How thick should thatch be before I dethatch?
Dethatch only when the thatch layer measures more than half an inch thick. A thinner layer is beneficial because it holds moisture and cushions the crown. Cut a wedge of turf with a trowel, pull it up, and measure the brown spongy band between the green grass and the soil with a ruler. A layer past one inch usually signals a longer-term problem and should be reduced over two seasons.
Should I rent or buy a dethatcher?
Rent if you dethatch once every two or three years, which fits most residential lawns. Renting a walk-behind dethatcher or power rake runs roughly $65 to $125 per day.
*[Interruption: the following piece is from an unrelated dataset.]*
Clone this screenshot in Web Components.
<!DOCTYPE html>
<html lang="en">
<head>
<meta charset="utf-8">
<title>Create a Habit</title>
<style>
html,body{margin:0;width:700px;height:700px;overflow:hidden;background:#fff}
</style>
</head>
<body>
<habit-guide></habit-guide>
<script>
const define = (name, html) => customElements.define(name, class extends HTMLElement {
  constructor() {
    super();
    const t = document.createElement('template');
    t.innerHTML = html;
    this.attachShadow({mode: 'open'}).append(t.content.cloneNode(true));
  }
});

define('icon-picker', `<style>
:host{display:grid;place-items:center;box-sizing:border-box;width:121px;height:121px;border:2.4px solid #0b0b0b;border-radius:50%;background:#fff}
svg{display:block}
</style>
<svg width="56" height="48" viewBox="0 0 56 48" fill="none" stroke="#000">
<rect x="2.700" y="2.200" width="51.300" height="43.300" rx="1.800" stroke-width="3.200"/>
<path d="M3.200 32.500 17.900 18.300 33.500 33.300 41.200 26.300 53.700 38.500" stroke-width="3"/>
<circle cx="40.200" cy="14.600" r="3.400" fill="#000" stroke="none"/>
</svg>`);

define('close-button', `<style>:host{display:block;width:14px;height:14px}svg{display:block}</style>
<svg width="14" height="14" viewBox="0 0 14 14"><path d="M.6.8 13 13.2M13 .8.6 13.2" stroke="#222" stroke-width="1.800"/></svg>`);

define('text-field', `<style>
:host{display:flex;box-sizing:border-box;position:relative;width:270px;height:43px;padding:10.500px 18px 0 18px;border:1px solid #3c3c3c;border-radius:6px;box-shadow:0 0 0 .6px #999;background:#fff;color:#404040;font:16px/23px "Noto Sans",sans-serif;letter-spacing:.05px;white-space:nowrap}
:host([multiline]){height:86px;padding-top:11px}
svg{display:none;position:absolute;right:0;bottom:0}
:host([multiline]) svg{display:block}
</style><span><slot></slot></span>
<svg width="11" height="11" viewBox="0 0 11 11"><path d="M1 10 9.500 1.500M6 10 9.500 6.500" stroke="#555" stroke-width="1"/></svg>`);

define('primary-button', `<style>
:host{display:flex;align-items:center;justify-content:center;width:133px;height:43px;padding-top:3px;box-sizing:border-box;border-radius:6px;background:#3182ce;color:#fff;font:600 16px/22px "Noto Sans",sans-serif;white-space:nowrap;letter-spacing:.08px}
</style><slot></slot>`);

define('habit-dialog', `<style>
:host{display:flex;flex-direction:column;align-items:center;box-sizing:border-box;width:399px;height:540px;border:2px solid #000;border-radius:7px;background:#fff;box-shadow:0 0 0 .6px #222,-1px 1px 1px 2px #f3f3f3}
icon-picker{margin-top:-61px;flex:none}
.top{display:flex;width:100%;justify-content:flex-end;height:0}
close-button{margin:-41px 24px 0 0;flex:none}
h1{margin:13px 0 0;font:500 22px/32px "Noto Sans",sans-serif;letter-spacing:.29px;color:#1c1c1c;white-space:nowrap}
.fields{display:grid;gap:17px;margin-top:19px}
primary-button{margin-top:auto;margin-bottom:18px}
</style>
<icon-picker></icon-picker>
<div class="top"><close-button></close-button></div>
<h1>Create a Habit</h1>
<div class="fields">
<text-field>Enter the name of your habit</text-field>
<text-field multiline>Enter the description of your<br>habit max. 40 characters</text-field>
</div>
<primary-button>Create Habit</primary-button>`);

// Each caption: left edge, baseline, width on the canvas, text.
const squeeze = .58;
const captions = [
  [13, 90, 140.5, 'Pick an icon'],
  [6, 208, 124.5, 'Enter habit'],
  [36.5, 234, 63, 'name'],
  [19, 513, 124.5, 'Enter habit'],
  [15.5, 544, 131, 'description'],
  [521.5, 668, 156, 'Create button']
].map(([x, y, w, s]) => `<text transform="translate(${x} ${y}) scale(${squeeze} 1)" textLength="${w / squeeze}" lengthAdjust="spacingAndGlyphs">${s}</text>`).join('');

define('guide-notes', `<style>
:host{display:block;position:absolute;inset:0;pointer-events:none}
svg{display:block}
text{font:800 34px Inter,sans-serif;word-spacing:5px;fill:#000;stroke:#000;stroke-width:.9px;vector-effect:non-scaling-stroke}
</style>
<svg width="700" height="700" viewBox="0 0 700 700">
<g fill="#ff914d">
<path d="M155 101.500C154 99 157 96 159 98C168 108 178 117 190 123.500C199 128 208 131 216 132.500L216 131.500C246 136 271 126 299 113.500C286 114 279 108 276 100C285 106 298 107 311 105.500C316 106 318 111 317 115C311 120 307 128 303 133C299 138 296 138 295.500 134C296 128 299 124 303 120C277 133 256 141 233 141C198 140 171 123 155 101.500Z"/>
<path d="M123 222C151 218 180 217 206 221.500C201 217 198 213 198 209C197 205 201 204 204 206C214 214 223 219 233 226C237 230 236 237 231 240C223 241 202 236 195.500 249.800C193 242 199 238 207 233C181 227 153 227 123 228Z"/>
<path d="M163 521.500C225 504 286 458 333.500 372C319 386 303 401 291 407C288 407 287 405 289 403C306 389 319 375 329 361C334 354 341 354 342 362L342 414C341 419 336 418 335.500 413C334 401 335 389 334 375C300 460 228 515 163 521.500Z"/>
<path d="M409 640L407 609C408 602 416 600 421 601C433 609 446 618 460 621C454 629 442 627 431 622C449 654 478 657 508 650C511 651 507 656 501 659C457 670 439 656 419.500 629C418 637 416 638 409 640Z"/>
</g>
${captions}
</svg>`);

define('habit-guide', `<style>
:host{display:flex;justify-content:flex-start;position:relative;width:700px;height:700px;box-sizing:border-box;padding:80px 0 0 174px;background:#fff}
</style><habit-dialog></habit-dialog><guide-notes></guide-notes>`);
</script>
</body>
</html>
Buy if you dethatch yearly, which usually means thatch-prone grass on clay, or if you maintain several lawns. An entry walk-behind unit costs about $140 and a tow-behind attachment near $160.
Does dethatching kill grass?
Dethatching can damage grass if done at the wrong time or too aggressively. Running a dethatcher on dormant, drought-stressed, or freshly fertilized turf exposes the lawn to bare-soil weeds and dried-out wounds it may not recover from. Done in the correct active-growth window with steady watering, the lawn knits back within two to four weeks and comes in denser and greener.
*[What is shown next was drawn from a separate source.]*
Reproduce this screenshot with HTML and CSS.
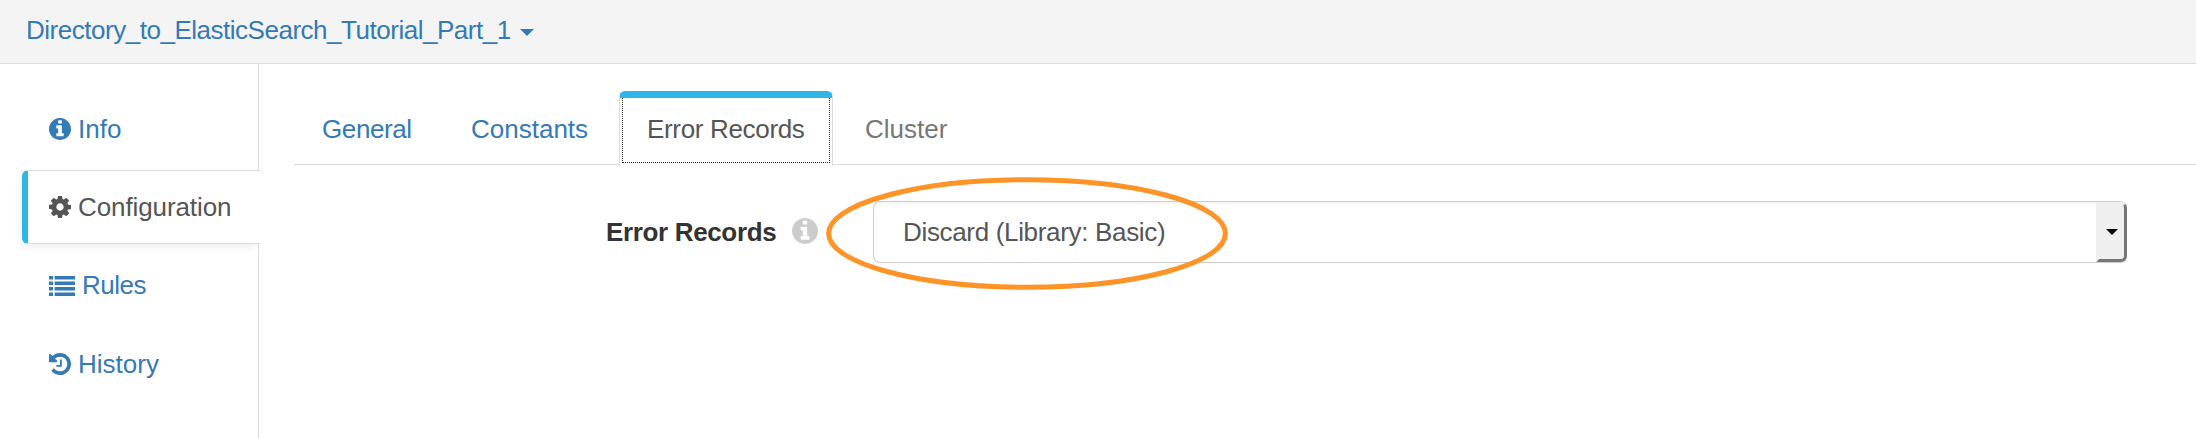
FILE: index.html
```
<!DOCTYPE html>
<html lang="en">
<head>
<meta charset="utf-8">
<title>Pipeline Configuration</title>
<link rel="stylesheet" href="styles.css">
</head>
<body>
<svg class="sprite" width="0" height="0" aria-hidden="true">
  <symbol id="info" viewBox="128 128 1536 1536"><path d="M1152 1376v-160q0-14-9-23t-23-9h-96v-512q0-14-9-23t-23-9h-320q-14 0-23 9t-9 23v160q0 14 9 23t23 9h96v320h-96q-14 0-23 9t-9 23v160q0 14 9 23t23 9h448q14 0 23-9t9-23zm-128-896v-160q0-14-9-23t-23-9h-192q-14 0-23 9t-9 23v160q0 14 9 23t23 9h192q14 0 23-9t9-23zm640 416q0 209-103 385.5t-279.5 279.5-385.5 103-385.5-103-279.5-279.5-103-385.5 103-385.5 279.5-279.5 385.5-103 385.5 103 279.5 279.5 103 385.5z"/></symbol>
  <symbol id="cog" viewBox="128 128 1536 1536"><path d="M1152 896q0-106-75-181t-181-75-181 75-75 181 75 181 181 75 181-75 75-181zm512-109v222q0 12-8 23t-20 13l-185 28q-19 54-39 91 35 50 107 138 10 12 10 25t-9 23q-27 37-99 108t-94 71q-12 0-26-9l-138-108q-44 23-91 38-16 136-29 186-7 28-36 28h-222q-14 0-24.5-8.5t-11.5-21.5l-28-184q-49-16-90-37l-141 107q-10 9-25 9-14 0-25-11-126-114-165-168-7-10-7-23 0-12 8-23 15-21 51-66.5t54-70.5q-27-50-41-99l-183-27q-13-2-21-12.5t-8-23.5v-222q0-12 8-23t19-13l186-28q14-46 39-92-40-57-107-138-10-12-10-24 0-10 9-23 26-36 98.5-107.5t94.5-71.5q13 0 26 10l138 107q44-23 91-38 16-136 29-186 7-28 36-28h222q14 0 24.5 8.5t11.5 21.5l28 184q49 16 90 37l142-107q9-9 24-9 13 0 25 10 129 119 165 170 7 8 7 22 0 12-8 23-15 21-51 66.5t-54 70.5q26 50 41 98l183 28q13 2 21 12.5t8 23.5z"/></symbol>
  <symbol id="list" viewBox="0 0 26 20"><path d="M0 0h4v3.4H0zM5.6 0H26v3.4H5.6zM0 5.5h4v3.4H0zM5.6 5.5H26v3.4H5.6zM0 11h4v3.4H0zM5.6 11H26v3.4H5.6zM0 16.6h4V20H0zM5.6 16.6H26V20H5.6z"/></symbol>
  <symbol id="history" viewBox="128 128 1536 1536"><path d="M1664 896q0 156-61 298t-164 245-245 164-298 61q-172 0-327-72.5t-264-204.5q-7-10-6.5-22.5t8.5-20.5l137-138q10-9 25-9 16 2 23 12 73 95 179 147t225 52q104 0 198.5-40.5t163.5-109.5 109.5-163.5 40.5-198.5-40.5-198.5-109.5-163.5-163.5-109.5-198.5-40.5q-98 0-188 35.5t-160 101.5l137 138q31 30 14 69-17 40-59 40h-448q-26 0-45-19t-19-45v-448q0-42 40-59 39-17 69 14l130 129q107-101 244.5-156.5t284.5-55.5q156 0 298 61t245 164 164 245 61 298zm-640-288v448q0 14-9 23t-23 9h-320q-14 0-23-9t-9-23v-64q0-14 9-23t23-9h224v-352q0-14 9-23t23-9h64q14 0 23 9t9 23z"/></symbol>
</svg>
<header class="topbar">
  <a class="pipeline-name">Directory_to_ElasticSearch_Tutorial_Part_1</a>
  <svg class="caret" viewBox="0 0 14 7"><path d="M0 0h14L7 7z"/></svg>
</header>
<div class="layout">
  <nav class="sidebar">
    <a class="side-item"><svg class="icon"><use href="#info"/></svg><span>Info</span></a>
    <a class="side-item active"><svg class="icon"><use href="#cog"/></svg><span>Configuration</span></a>
    <a class="side-item rules"><svg class="icon icon-list"><use href="#list"/></svg><span>Rules</span></a>
    <a class="side-item"><svg class="icon"><use href="#history"/></svg><span>History</span></a>
  </nav>
  <main class="content">
    <div class="tabs">
      <a class="tab tab-general">General</a>
      <a class="tab tab-constants">Constants</a>
      <a class="tab active"><span class="focus">Error Records</span></a>
      <a class="tab disabled">Cluster</a>
    </div>
    <div class="form-row">
      <label class="field-label">Error Records</label>
      <svg class="help"><use href="#info"/></svg>
      <div class="select">
        <span class="value">Discard (Library: Basic)</span>
        <span class="arrow"><svg class="arrow-icon" viewBox="0 0 12 6"><path d="M0 0h12L6 6z"/></svg></span>
        <svg class="highlight" viewBox="0 0 402 113"><ellipse cx="201" cy="56.5" rx="198.4" ry="53.7"/></svg>
      </div>
    </div>
  </main>
</div>
</body>
</html>
```
FILE: styles.css
```
* { box-sizing: border-box; }
body {
  margin: 0;
  height: 438px;
  overflow: hidden;
  display: flex;
  flex-direction: column;
  background: #fff;
  color: #555;
  font: 26px/37px "Liberation Sans", Arial, sans-serif;
  white-space: nowrap;
}
.sprite { position: absolute; }
svg { display: block; flex: none; }
.topbar {
  height: 64px;
  flex: none;
  display: flex;
  align-items: flex-start;
  padding: 12px 0 0 26px;
  gap: 8px;
  background: #f4f4f4;
  border-bottom: 1px solid #dcdcdc;
  color: #337ab7;
}
.pipeline-name { width: 486px; letter-spacing: -0.48px; }
.caret { width: 14px; height: 7px; margin-top: 17px; fill: #337ab7; }
.layout { flex: 1; display: flex; }
.sidebar {
  width: 259px;
  flex: none;
  display: flex;
  flex-direction: column;
  gap: 4.4px;
  padding: 28px 0 0 22px;
  border-right: 1px solid #dcdcdc;
}
.side-item {
  height: 74px;
  flex: none;
  display: flex;
  align-items: center;
  gap: 7px;
  padding-left: 27px;
  color: #337ab7;
}
.side-item.active {
  margin-right: -2px;
  padding-left: 21px;
  color: #555;
  background: #fff;
  border: 1px solid #dcdcdc;
  border-left: 6px solid #2eb6e8;
  border-right: 0;
  border-radius: 6px 0 0 6px;
  box-shadow: -3px 5px 8px -2px rgba(0, 0, 0, .07);
  letter-spacing: -0.1px;
}
.side-item.rules { letter-spacing: -0.5px; }
.icon { width: 22px; height: 22px; fill: currentColor; }
.icon-list { width: 26px; height: 20px; }
.content { flex: 1; padding: 27px 0 0 35px; }
.tabs {
  height: 74px;
  display: flex;
  border-bottom: 1px solid #dcdcdc;
}
.tab { height: 74px; padding-top: 20px; color: #337ab7; }
.tab-general { width: 149px; padding-left: 28px; letter-spacing: -0.4px; }
.tab-constants { width: 176px; padding-left: 28px; }
.tab.active {
  width: 214px;
  height: 75px;
  padding: 0 2px 2px;
  color: #555;
  background: #fff;
  border: 1px solid #dcdcdc;
  border-top: 7px solid #2eb6e8;
  border-bottom: 0;
  border-radius: 6px 6px 0 0;
  letter-spacing: -0.33px;
}
.focus {
  display: block;
  height: 65px;
  padding: 13px 0 0 24px;
  border: 1px dotted #333;
  border-top: 0;
}
.tab.disabled { padding-left: 32px; color: #777; }
.form-row {
  display: flex;
  align-items: center;
  height: 62px;
  margin-top: 36px;
  padding-left: 312px;
}
.field-label { width: 186px; padding-top: 1px; font-weight: 700; color: #333; letter-spacing: -0.35px; }
.help { width: 26px; height: 26px; margin-top: -2px; fill: #ccc; }
.select {
  position: relative;
  width: 1254px;
  height: 62px;
  margin-left: 55px;
  display: flex;
  align-items: center;
  justify-content: space-between;
  padding-left: 29px;
  border: 1px solid #ccc;
  border-right: 0;
  border-radius: 7px;
  box-shadow: inset 0 2px 2px rgba(0, 0, 0, .04);
}
.value { padding-top: 1px; letter-spacing: -0.33px; }
.arrow {
  width: 31px;
  height: 60px;
  display: flex;
  align-items: center;
  justify-content: center;
  background: #efefef;
  border: solid #777;
  border-color: #efefef #777 #777 #efefef;
  border-width: 3px;
  border-radius: 0 6px 6px 0;
}
.arrow-icon { width: 12px; height: 6px; fill: #000; }
.highlight {
  position: absolute;
  left: -48px;
  top: -25px;
  width: 402px;
  height: 113px;
  fill: none;
  stroke: #ff9326;
  stroke-width: 5;
}
```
How often should I dethatch my lawn?
Most residential lawns need dethatching every two to three years. Thatch-prone grasses like Kentucky bluegrass, Bermudagrass, and Zoysiagrass may need it yearly, especially on clay soil. Bunch-type grasses such as tall fescue and perennial ryegrass build thatch slowly and often go five years or more, with many lawns never needing a dethatcher at all.
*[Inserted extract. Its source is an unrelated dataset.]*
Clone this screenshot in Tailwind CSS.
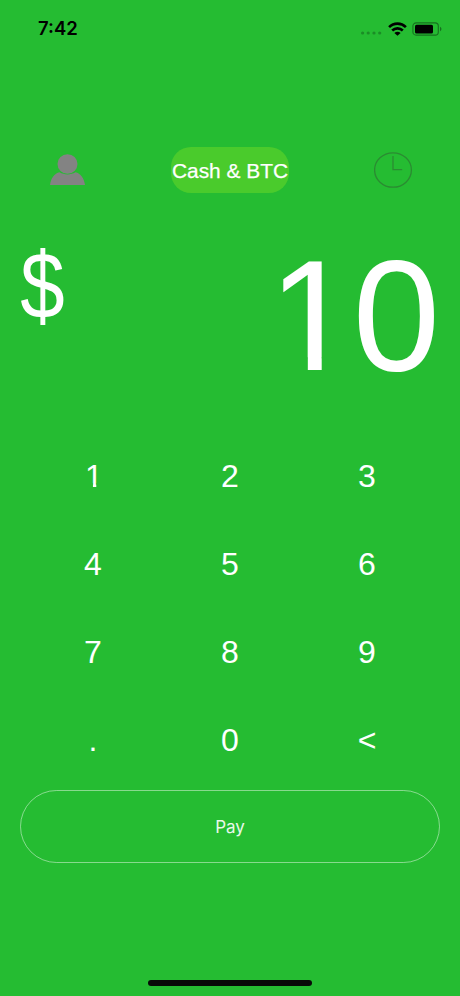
<!DOCTYPE html>
<html lang="en">
<head>
<meta charset="utf-8">
<title>Cash</title>
<script src="https://cdn.jsdelivr.net/npm/@tailwindcss/browser@4"></script>
</head>
<body class="bg-[#25bc32]">
<main class="w-[460px] h-[996px] overflow-hidden bg-[#25bc32] flex flex-col text-white font-['Liberation_Sans',sans-serif]">
  <header class="h-[57px] shrink-0 pl-[38px] pr-[17px] flex items-center justify-between text-black">
    <span class="font-['Inter',sans-serif] font-semibold text-[18.5px] leading-none">7:42</span>
    <div class="flex items-center">
      <svg class="w-[22px] h-[14px] mr-[5px]" viewBox="0 0 22 14" fill="#1b8d26"><circle cx="1.6" cy="11" r="1.6"/><circle cx="7.2" cy="11" r="1.6"/><circle cx="13" cy="11" r="1.6"/><circle cx="18.7" cy="11" r="1.6"/></svg>
      <svg class="w-[19px] h-[14px] mr-[5px]" viewBox="0 0 19 14" fill="none" stroke="#000" stroke-width="2.6"><path d="M1.1 5.1C5.7.5 13.3.5 17.9 5.1M4.2 8.5c3-2.9 7.6-2.9 10.6 0"/><path d="M9.5 13.8 6.4 10.9c1.8-1.5 4.4-1.5 6.2 0z" fill="#000" stroke="none"/></svg>
      <svg class="w-[31px] h-[14px]" viewBox="0 0 31 14"><rect x=".9" y=".9" width="25.4" height="12.2" rx="3.2" fill="none" stroke="#17701f" stroke-width="1.1"/><rect x="3" y="2.7" width="18" height="8.8" rx="1.5"/><path d="M28 4.8c2 .8 2 3.6 0 4.4z" fill="#17701f"/></svg>
    </div>
  </header>
  <nav class="mt-[90px] h-[46px] shrink-0 pl-[50px] pr-[47px] flex items-center justify-between">
    <svg class="w-[35px] h-[32px]" viewBox="0 0 35 32" fill="#838383"><ellipse cx="17.5" cy="10" rx="10" ry="9.8"/><path d="M0 31C.8 24 4.5 19.5 9.500 18.300c5 2.800 11 2.800 16 0C30.500 19.500 34.200 24 35 31z"/></svg>
    <button class="w-[118px] h-[46px] -mr-[1px] rounded-[20px] bg-[#4acb2c] text-[20.9px] leading-none whitespace-nowrap flex items-center justify-center pt-[2px] [-webkit-text-stroke:0.25px_white]">Cash &amp; BTC</button>
    <svg class="w-[39px] h-[36px]" viewBox="0 0 39 36" fill="none" stroke="#2b8b32" stroke-width="1.3"><ellipse cx="19" cy="18" rx="18.4" ry="17.2"/><path d="M19 4v13.7h9.2"/></svg>
  </nav>
  <section class="mt-[37px] h-[170px] shrink-0 pl-[16px] pr-[20px] flex justify-between">
    <span class="mt-[8px] text-[95px] leading-none scale-x-[0.84]">$</span>
    <span class="flex text-[157px] leading-[171px]"><span class="translate-x-[3px] [clip-path:polygon(0_0,100%_0,100%_75%,61.1%_75%,61.1%_100%,45.2%_100%,45.2%_75%,0_75%)]">1</span><span>0</span></span>
  </section>
  <section class="mt-[31.5px] h-[353px] shrink-0 mx-[24.5px] grid grid-cols-3 grid-rows-4 place-items-center text-[32px] leading-none">
    <span class="translate-x-[1px] [clip-path:polygon(0_0,100%_0,100%_74%,63%_74%,63%_100%,44%_100%,44%_74%,0_74%)]">1</span><span>2</span><span>3</span>
    <span>4</span><span>5</span><span>6</span>
    <span>7</span><span>8</span><span>9</span>
    <span>.</span><span>0</span><span>&lt;</span>
  </section>
  <button class="mt-[5.5px] h-[73px] shrink-0 mx-[20px] pt-[2px] rounded-full border border-white/45 font-['Inter',sans-serif] text-[17px] text-white/90">Pay</button>
  <div class="mt-auto mb-[10px] ml-[148px] w-[164px] h-[6px] rounded-full bg-[#080a08]"></div>
</main>
</body>
</html>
Should I dethatch or aerate first?
Dethatch first, then aerate. Dethatching removes the surface mat of dead tissue so the aerator reaches clean soil, and aeration then pulls cores that open channels for water, air, and roots. The two solve different problems: dethatching clears thatch, aeration relieves compaction. Many lawns benefit from both in the same active-growth window, especially on heavy clay soils.